The moment Cameron starts to pull the flesh from his own face reminded me Raiders of the Lost Ark but done properly. Eventually Cameron bursts into flames and his eyes explode. No to worry though as it turns our Cameron isn’t dead at all, he has simply transferred his own mind into Darryl’s body. It took me a while but I finally realised what Cameron’s burnt corpse reminded me of and it’s the burning monk, 1963! I think that’s why I’m starting to love this director as that picture is so powerful that when you add it to a sci-fi film like this, it really starts to make you think about the real sacrifice humanity has made in the pursuit of freedom.

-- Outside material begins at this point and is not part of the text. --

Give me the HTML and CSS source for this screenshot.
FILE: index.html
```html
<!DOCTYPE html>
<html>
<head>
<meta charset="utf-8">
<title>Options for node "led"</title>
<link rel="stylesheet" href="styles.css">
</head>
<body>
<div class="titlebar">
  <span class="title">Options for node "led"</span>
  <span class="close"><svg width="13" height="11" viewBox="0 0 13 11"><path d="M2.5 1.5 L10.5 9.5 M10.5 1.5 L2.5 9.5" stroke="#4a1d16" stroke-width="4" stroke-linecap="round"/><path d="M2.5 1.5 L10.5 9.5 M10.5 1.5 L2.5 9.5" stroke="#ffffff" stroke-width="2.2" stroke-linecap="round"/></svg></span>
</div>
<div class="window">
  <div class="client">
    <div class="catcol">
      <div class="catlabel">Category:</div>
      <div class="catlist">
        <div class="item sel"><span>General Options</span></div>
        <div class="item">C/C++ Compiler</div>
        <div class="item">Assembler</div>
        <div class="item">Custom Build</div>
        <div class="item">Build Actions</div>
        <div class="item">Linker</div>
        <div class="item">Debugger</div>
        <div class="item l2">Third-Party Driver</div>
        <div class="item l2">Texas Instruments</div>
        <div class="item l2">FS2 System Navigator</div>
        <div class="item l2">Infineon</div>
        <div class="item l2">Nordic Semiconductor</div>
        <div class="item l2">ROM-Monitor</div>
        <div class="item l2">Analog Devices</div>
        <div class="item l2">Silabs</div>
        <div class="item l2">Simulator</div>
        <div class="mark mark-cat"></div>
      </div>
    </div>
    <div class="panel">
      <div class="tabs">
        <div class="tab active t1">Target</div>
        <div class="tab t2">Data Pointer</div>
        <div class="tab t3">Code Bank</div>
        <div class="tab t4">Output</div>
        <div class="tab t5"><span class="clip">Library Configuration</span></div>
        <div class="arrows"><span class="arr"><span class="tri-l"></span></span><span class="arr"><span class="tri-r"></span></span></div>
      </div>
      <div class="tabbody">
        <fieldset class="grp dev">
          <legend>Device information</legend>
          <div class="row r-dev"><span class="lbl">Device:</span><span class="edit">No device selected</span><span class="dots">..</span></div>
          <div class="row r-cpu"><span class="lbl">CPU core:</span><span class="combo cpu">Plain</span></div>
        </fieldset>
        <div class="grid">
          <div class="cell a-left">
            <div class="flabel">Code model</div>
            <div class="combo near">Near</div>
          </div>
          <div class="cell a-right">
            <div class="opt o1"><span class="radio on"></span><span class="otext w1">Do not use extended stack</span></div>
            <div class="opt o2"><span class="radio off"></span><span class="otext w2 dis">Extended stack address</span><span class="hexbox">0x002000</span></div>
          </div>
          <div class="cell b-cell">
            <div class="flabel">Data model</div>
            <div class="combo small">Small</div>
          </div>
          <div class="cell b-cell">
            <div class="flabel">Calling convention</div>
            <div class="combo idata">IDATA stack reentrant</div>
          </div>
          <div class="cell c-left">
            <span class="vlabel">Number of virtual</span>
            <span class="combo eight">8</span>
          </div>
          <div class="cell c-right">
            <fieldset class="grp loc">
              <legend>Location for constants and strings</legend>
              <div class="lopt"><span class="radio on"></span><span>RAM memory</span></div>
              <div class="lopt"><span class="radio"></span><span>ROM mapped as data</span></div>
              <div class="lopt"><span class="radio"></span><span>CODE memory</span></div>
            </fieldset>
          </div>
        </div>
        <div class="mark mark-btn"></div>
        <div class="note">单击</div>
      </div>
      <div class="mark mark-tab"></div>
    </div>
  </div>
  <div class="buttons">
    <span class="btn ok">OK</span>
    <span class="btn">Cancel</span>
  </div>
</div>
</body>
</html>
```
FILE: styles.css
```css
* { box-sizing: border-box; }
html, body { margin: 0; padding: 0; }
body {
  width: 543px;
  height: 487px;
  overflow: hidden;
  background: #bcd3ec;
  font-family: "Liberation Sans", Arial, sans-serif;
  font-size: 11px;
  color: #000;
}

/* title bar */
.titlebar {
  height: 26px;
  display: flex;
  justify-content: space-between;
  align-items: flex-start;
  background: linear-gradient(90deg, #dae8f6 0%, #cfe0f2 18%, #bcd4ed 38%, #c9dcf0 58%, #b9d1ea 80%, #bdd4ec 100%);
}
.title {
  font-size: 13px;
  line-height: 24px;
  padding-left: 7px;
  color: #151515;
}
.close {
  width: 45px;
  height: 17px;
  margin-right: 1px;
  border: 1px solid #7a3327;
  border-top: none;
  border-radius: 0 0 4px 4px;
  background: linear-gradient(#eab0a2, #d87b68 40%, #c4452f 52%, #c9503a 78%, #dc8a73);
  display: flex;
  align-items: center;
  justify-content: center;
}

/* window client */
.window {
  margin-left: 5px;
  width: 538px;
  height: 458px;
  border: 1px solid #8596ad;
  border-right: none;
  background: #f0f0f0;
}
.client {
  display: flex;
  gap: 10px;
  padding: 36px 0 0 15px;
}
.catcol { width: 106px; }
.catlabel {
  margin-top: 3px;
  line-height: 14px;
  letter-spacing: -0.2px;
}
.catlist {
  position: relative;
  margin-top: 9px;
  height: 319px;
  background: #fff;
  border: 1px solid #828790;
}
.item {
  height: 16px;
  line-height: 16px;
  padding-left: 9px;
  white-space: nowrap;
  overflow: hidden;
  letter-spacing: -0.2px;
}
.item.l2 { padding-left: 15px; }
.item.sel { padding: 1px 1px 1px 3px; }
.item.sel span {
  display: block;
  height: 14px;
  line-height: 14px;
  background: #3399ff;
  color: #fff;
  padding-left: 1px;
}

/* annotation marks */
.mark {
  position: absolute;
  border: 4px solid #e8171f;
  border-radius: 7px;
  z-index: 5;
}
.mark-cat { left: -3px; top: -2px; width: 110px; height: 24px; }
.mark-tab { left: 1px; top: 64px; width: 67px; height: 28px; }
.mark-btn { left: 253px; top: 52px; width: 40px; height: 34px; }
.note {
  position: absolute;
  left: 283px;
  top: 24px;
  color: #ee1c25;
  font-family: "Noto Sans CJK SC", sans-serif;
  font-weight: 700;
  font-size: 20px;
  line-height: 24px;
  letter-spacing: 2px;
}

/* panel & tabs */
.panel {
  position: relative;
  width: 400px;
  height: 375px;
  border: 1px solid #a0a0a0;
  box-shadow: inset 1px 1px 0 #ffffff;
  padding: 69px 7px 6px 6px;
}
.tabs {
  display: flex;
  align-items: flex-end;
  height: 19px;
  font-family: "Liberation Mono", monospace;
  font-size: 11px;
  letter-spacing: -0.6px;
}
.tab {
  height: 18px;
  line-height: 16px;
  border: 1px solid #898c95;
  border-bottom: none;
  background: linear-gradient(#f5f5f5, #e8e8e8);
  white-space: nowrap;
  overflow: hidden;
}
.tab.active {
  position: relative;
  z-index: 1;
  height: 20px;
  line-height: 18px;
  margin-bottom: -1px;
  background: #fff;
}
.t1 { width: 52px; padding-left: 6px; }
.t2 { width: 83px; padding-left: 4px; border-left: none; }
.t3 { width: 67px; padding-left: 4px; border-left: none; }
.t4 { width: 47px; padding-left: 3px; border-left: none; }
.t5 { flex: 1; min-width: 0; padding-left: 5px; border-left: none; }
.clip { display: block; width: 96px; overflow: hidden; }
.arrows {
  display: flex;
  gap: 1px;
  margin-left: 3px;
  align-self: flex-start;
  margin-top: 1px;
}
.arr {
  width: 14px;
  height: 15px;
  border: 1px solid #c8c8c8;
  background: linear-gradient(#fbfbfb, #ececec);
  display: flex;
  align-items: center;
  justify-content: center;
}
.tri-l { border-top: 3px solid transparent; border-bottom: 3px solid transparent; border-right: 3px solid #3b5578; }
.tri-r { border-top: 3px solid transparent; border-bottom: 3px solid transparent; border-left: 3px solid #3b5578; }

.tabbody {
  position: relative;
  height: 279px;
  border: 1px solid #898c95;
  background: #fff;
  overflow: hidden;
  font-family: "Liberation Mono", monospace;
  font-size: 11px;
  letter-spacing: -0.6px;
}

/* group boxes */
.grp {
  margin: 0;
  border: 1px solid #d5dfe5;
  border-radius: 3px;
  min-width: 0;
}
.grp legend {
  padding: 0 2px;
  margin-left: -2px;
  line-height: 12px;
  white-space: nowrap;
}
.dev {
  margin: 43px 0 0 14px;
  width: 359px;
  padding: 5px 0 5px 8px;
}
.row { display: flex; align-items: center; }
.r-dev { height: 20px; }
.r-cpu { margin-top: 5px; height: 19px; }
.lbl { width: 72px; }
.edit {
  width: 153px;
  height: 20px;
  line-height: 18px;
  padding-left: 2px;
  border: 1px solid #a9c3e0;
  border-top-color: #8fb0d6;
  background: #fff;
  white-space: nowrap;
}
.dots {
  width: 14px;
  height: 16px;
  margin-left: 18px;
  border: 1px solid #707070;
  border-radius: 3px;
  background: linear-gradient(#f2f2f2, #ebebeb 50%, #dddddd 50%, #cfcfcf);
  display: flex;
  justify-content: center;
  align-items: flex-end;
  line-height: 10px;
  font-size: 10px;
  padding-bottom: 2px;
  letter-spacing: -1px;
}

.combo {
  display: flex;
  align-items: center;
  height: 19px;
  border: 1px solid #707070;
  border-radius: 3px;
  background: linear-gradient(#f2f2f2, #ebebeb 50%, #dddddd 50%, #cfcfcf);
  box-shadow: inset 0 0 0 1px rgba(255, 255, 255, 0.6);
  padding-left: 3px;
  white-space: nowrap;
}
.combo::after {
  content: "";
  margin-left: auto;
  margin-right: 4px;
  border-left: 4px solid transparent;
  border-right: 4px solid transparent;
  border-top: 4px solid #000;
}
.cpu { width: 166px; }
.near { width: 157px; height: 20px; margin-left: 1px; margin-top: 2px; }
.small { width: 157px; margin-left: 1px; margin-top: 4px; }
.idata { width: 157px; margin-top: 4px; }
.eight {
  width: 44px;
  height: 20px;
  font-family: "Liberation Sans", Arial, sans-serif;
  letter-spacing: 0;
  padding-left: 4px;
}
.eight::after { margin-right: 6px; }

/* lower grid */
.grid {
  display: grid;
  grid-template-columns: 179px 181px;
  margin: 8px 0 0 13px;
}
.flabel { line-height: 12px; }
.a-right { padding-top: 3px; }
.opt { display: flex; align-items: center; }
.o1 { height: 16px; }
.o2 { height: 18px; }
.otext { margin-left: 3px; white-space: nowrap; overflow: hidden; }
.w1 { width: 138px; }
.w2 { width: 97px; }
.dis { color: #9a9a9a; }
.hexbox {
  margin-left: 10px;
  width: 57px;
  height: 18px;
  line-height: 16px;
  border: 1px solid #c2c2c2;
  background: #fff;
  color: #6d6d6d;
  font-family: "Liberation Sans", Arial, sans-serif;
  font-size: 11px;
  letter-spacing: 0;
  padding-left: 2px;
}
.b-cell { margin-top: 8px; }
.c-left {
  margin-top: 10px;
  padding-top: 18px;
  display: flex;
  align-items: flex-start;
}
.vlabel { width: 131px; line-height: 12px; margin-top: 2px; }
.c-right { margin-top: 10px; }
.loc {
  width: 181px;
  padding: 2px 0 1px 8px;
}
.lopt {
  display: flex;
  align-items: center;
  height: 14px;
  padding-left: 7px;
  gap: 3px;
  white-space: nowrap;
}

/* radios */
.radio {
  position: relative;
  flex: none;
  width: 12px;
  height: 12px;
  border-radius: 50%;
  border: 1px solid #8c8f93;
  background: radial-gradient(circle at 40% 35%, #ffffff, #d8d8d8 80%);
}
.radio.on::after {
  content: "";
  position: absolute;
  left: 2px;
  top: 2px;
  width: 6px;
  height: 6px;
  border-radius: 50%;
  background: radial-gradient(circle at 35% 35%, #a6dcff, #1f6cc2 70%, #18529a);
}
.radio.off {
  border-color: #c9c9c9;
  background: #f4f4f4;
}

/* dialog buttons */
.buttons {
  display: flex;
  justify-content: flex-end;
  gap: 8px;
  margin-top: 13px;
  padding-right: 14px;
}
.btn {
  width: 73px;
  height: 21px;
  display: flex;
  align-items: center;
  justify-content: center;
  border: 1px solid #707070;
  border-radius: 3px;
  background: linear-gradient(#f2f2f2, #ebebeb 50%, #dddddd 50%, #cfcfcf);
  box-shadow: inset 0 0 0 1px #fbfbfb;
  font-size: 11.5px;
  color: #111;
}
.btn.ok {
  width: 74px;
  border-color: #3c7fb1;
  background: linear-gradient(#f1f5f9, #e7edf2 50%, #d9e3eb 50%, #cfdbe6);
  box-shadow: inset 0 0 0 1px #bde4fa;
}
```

So, at the end of the day, I really enjoyed this film but I can see how Cronenberg was restricted and given the right chance, he could have created a legacy for Scanners that is far bigger than the one we have now. Watching this film also made me realise the 80’s could be remembered as the most science-fiction decade in history, we were ready to embrace the changes that was coming and the furniture and décor certainly tells you that. Now we have kind of gone back to soft furnishings and taken a step back, a real shame in my opinion. Finally, in an early scene when Cameron is learning about his powers with the Doctor, I thought this is just a poor man’s Matrix so Imagine my surprise later when Cameron uses his powers in the phone box, the circle is now complete!!
So I guess that leaves me wondering where I should go to next in my journey? Well I am going to keep this one pretty simple because this is a film that I have really wanted to watch in a while and now I have my chance. Okay this film is a biopic but there is some low budget science-fiction in there. Howard Shore composed the music for Scanners and eventually worked on Ed Wood 1994 with Tim Burton and that is the film I will be watching next. I have heard so many good films about this film and im curious to see what all the fuss is about.
Thank you for visiting and what did you think of Scanners? I would love to know in the comments below and if you enjoy this review, please give it a share or a like. See you soon for Part:19 of My Journey into Science-Fiction.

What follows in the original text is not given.